Data listing
-- START --

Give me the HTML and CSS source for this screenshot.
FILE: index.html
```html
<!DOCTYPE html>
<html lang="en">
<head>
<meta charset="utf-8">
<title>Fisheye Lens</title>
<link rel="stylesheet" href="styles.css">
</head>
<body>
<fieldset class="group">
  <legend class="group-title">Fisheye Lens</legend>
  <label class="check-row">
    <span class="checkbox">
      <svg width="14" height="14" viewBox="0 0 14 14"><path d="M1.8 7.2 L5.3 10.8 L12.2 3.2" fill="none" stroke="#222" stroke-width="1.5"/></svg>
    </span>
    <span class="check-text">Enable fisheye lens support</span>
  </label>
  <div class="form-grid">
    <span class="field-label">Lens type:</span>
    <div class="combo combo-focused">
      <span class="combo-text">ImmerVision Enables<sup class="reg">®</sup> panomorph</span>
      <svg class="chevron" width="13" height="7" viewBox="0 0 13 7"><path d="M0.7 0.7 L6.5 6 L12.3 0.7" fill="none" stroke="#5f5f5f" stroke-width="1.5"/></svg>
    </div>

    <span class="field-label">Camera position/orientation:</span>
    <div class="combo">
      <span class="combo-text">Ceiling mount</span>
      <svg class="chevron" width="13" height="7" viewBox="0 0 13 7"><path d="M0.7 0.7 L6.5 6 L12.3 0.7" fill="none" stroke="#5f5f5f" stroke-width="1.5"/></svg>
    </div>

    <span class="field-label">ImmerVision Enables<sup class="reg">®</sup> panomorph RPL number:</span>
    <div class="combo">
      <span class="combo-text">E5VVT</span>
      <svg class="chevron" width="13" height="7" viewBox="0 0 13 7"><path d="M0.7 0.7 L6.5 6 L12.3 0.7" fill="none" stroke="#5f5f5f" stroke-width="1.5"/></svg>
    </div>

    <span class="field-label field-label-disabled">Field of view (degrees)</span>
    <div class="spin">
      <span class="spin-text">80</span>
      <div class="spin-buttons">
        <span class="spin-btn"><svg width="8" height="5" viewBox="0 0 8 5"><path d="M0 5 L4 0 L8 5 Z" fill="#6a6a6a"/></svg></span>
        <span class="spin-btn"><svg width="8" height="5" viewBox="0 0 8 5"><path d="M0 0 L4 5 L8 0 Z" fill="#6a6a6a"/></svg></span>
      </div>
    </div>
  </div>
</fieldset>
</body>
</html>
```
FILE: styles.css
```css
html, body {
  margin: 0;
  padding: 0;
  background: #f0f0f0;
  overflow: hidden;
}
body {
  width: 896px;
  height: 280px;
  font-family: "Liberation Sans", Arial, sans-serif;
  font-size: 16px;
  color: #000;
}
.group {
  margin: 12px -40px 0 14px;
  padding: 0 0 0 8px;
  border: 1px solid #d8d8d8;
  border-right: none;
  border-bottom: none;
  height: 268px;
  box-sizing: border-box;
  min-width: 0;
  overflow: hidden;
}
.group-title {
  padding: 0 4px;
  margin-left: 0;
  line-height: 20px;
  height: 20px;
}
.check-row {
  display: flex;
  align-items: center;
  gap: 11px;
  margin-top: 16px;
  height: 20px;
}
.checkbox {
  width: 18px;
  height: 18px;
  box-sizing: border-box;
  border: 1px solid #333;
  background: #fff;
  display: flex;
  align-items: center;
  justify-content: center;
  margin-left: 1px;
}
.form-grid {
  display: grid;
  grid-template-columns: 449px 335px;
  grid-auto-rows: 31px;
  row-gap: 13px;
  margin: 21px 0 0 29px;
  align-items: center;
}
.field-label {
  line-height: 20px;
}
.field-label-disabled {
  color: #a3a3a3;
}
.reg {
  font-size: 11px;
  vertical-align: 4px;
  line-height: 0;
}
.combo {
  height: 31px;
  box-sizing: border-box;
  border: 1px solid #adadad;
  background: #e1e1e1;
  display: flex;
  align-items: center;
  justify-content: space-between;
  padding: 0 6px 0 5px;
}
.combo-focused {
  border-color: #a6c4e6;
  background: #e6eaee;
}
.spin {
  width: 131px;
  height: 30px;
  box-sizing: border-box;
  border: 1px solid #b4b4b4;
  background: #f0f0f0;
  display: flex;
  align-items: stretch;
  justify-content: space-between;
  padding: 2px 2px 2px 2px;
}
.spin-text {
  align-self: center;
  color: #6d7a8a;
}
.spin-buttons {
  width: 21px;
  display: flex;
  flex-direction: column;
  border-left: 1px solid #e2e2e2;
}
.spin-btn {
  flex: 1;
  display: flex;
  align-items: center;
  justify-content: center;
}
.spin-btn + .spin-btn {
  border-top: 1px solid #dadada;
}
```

-- END --
-- START --

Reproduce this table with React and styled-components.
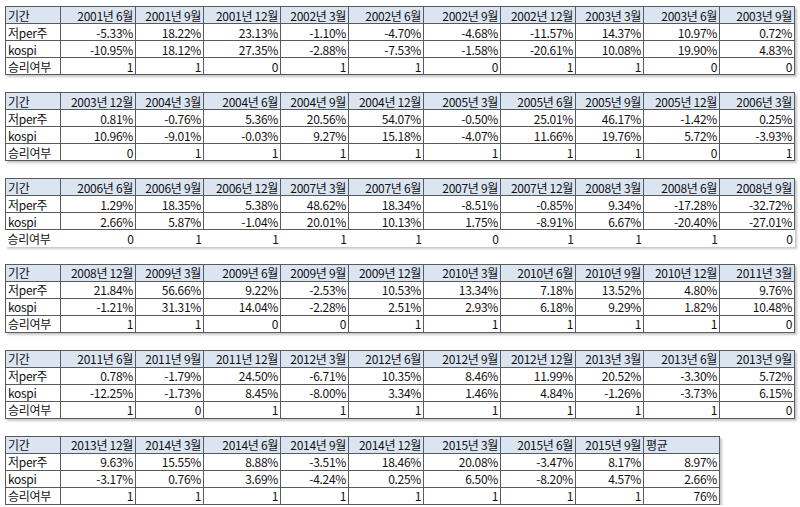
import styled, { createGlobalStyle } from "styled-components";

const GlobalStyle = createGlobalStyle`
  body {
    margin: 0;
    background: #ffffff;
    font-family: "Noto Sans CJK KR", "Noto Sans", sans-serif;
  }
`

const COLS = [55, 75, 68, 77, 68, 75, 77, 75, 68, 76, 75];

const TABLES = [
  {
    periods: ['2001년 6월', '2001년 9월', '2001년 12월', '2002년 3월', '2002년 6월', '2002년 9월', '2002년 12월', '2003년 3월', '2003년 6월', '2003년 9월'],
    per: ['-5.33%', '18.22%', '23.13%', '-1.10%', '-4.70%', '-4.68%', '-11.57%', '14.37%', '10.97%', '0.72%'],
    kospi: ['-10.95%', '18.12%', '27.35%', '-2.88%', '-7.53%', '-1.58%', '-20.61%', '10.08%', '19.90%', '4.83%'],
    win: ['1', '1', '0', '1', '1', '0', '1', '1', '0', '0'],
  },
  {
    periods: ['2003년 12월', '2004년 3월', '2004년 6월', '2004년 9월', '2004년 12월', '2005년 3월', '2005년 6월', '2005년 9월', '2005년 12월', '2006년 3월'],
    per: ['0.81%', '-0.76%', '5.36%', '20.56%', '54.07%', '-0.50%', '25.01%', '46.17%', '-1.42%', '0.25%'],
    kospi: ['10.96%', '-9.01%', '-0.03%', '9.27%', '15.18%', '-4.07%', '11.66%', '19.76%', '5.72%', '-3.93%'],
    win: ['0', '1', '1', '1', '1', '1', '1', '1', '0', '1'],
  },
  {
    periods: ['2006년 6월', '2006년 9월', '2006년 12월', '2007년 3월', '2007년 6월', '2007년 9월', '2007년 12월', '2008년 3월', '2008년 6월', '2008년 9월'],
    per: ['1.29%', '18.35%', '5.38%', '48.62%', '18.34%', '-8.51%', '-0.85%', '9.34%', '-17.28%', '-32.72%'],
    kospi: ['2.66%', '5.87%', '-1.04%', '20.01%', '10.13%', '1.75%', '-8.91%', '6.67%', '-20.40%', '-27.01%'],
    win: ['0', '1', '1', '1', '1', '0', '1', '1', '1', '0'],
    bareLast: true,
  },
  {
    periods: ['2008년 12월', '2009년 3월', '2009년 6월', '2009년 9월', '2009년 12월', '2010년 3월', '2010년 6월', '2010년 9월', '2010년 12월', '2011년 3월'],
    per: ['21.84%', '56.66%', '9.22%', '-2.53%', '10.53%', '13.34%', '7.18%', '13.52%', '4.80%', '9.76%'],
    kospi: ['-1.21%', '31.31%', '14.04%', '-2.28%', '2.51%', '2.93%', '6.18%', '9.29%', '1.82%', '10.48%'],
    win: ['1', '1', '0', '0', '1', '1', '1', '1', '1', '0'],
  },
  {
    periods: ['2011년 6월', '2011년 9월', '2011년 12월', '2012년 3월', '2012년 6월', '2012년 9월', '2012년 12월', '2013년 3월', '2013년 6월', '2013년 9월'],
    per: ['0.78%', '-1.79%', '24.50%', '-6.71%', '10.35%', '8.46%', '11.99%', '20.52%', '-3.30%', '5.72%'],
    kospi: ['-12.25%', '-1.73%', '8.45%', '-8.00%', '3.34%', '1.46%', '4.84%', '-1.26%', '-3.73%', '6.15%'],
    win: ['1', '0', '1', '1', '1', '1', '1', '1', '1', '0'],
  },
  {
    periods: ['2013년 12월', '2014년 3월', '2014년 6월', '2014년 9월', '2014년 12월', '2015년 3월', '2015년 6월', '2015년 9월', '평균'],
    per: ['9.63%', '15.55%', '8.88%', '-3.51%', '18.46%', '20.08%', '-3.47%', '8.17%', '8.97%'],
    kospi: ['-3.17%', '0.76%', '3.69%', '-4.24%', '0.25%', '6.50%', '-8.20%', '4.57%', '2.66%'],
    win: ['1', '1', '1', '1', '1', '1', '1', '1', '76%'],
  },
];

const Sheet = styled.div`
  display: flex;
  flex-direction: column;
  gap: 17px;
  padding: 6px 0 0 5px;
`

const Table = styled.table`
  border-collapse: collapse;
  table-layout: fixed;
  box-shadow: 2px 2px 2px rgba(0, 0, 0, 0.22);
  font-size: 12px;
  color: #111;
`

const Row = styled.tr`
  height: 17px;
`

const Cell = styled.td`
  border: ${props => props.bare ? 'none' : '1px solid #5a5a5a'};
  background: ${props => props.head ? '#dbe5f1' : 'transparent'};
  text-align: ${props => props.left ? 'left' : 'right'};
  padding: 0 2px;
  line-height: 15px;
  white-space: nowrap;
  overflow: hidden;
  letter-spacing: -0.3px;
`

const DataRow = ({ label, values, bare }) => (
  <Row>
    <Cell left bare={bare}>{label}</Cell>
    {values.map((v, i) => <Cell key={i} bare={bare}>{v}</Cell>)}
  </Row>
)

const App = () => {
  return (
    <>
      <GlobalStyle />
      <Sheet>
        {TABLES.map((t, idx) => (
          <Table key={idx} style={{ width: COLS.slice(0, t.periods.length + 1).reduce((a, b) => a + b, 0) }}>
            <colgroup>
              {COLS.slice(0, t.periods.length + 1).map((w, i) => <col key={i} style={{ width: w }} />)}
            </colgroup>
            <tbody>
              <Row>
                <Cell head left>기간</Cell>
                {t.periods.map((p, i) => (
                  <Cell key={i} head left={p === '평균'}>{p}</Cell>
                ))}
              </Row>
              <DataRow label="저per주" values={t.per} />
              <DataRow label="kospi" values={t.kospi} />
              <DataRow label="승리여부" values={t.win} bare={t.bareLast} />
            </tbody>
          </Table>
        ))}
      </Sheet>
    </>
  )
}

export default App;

-- END --

▶ [Stated exercise]:
In the listing above, find the line with "Reproduce this table" and the line with "68, 76, 75];". Set down both and every line between them, minus the pictures.

▶ [Answer to the task]:
Reproduce this table with React and styled-components.
import styled, { createGlobalStyle } from "styled-components";

const GlobalStyle = createGlobalStyle`
  body {
    margin: 0;
    background: #ffffff;
    font-family: "Noto Sans CJK KR", "Noto Sans", sans-serif;
  }
`

const COLS = [55, 75, 68, 77, 68, 75, 77, 75, 68, 76, 75];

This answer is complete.